Best R Packages for Creating Interactive Graphics


Interactive graphics are visual displays that dynamically provide information to users based on the user interacting with the graphic.

The best packages for creating interactive graphics in R are:

  • plotly: provides functions to make ggplot2 graphics interactive and a custom interface to the JavaScript library plotly.js inspired by the grammar of graphics. This is perhaps the best known interactive visualization library.
  • ggiraph: creates interactive ggplot2 graphics using htmlwidgets.
  • rgl: provides functions for 3D interactive graphics using OpenGL or to various standard 3D file formats
  • shiny: a package for creating interactive web apps.

An Example with plotly


We use plotly to create a surface plot of the Maunga Whau volcano data.

An Example with ggiraph


We use ggiraph to provide an example of an interactive graphic using the starwars data from the dplyr package.

An Example with rgl


We use rgl to display 3-dimensional perspective plot with contour levels of the Maunga Whau volcano. A 3-dimensional interactive graphic will be created in the rendered html file.
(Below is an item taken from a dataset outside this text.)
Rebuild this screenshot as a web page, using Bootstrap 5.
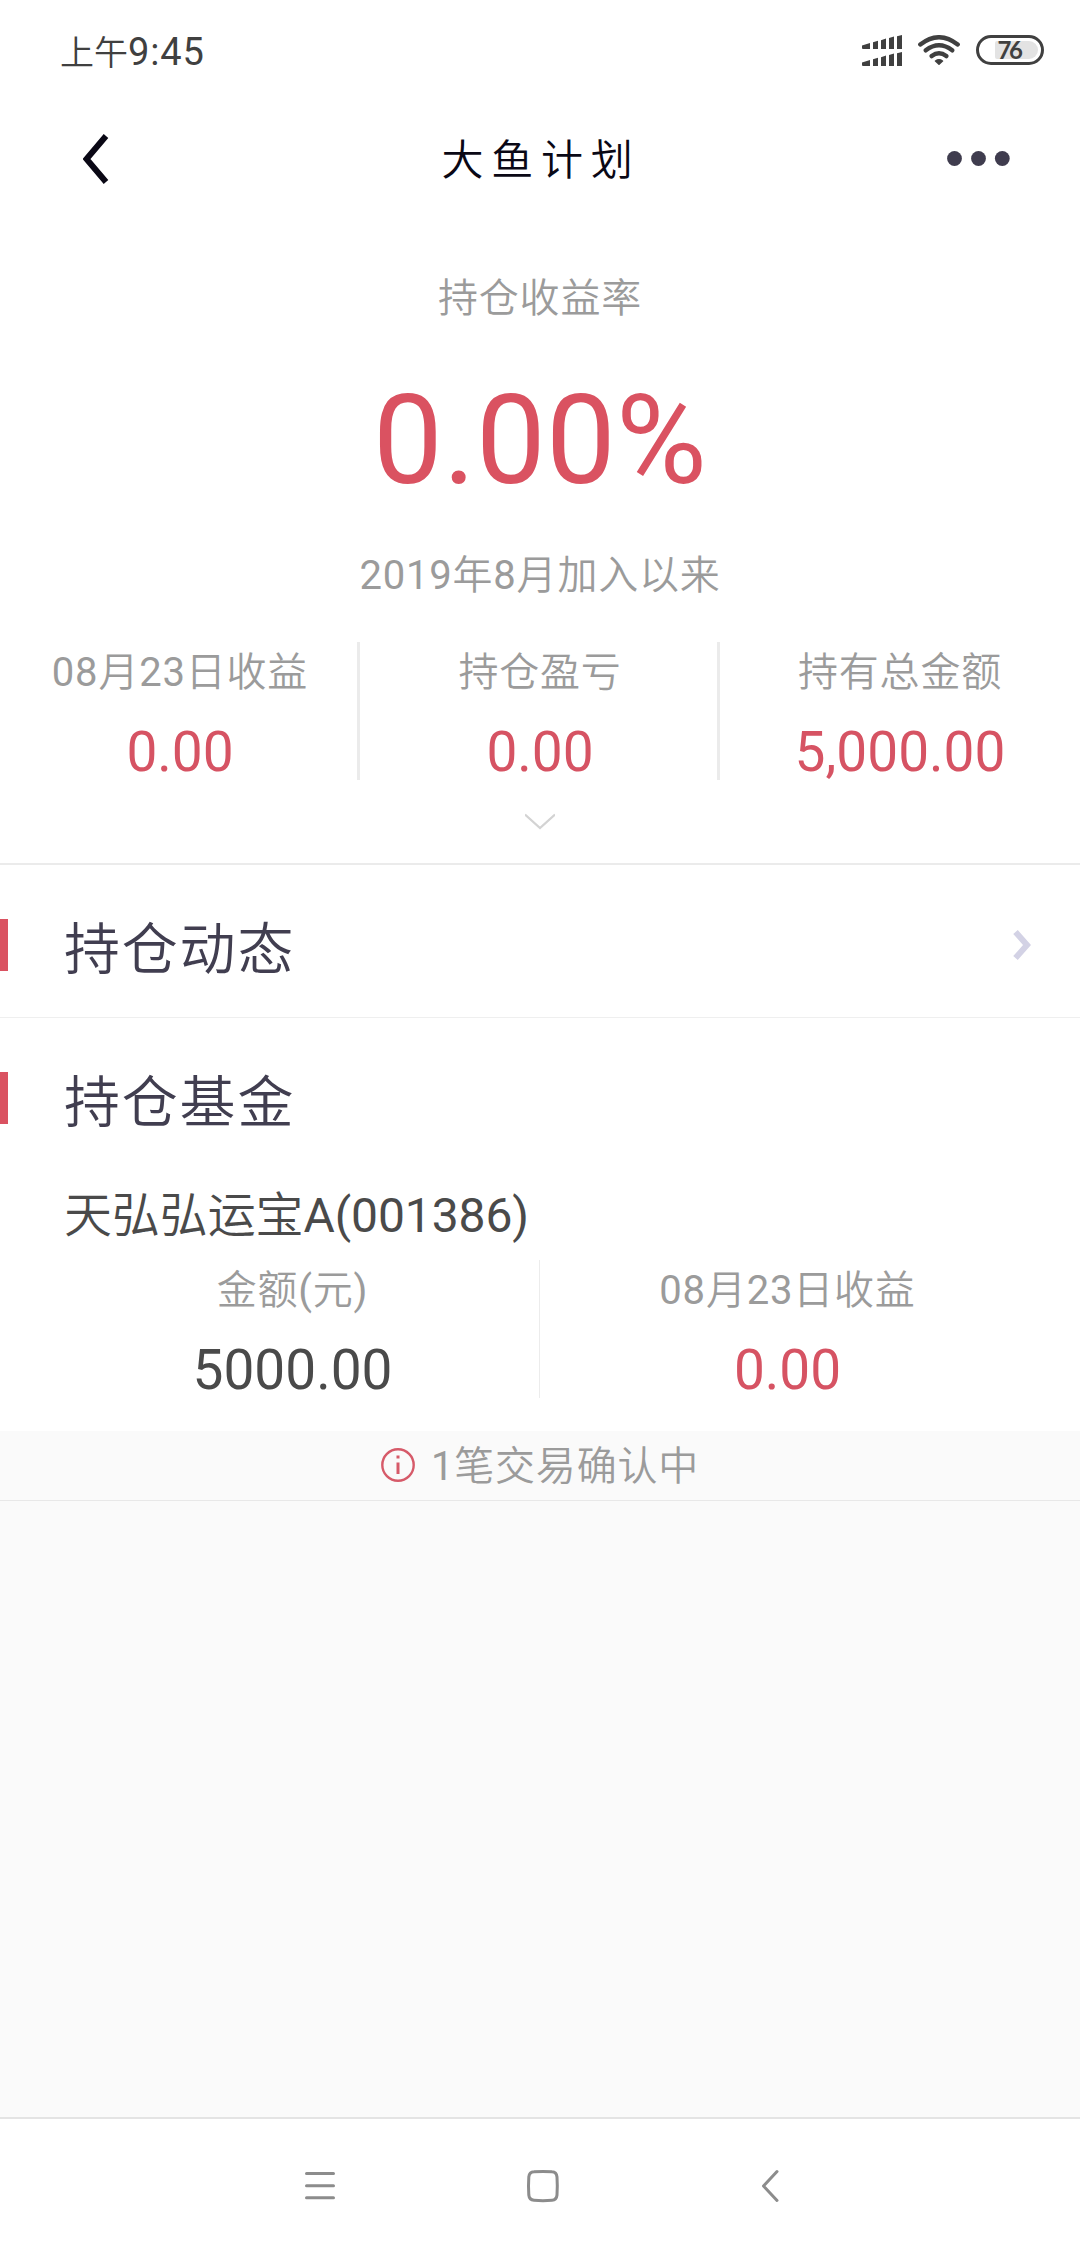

  • Running the single code cell below in RStudio in Posit Cloud will not display an image in the output generated.
  • Running the code cell below in RStudio (downloaded on computer), may generate the interactive graphic.
    • On a Mac user, it is possible you may need to download and install XQuartz at https://www.xquartz.org/ to generate the interactive graphic when running the single code cell.
glX 
  1 

Examples of Shiny Apps


A Shiny app created for MATH 3382: Statistical Theory to play around with sampling distributions and form conjectures about the Central Limit Theory can be found at https://adamspiegler.shinyapps.io/clt_quake/.

A Shiny app example related to NCAA swim teams can be found at https://shiny.rstudio.com/gallery/ncaa-swim-team-finder.html.

Creating Interactive Plots with plotly


As stated on the plotly website (https://plotly.com/r/getting-started/):

plotly is an R package for creating interactive web-based graphs via the open source JavaScript graphing library plotly.js.

It can be used to add interactivity to plots created with ggplot2 or create interactive plots on its own. Thus, the two approaches for creating interactive graphics with plotly are:

  1. Create a plot using ggplot2 and use the ggplotly() function from the plotly package to make the graphic interactive.
  2. Create an interactive plot with the plot_ly() function from plotly (and not ggplot2).

Bar Plots


We can create an interactive bar plot using the two different methods outlined above.

Creating Interactive Bar Plots Using ggplot2 and ggplotly()


The easiest way to create interactive graphics is to:

  1. Create a plot using ggplot2.
  2. Use the ggplotly function from the plotly package to make the graphic interactive.

The advantage of this approach is that it builds off our prior knowledge of working with with ggplot2.

The disadvantage of this approach is that it may not give us the desired control over the aspects of the graphic that are interactive.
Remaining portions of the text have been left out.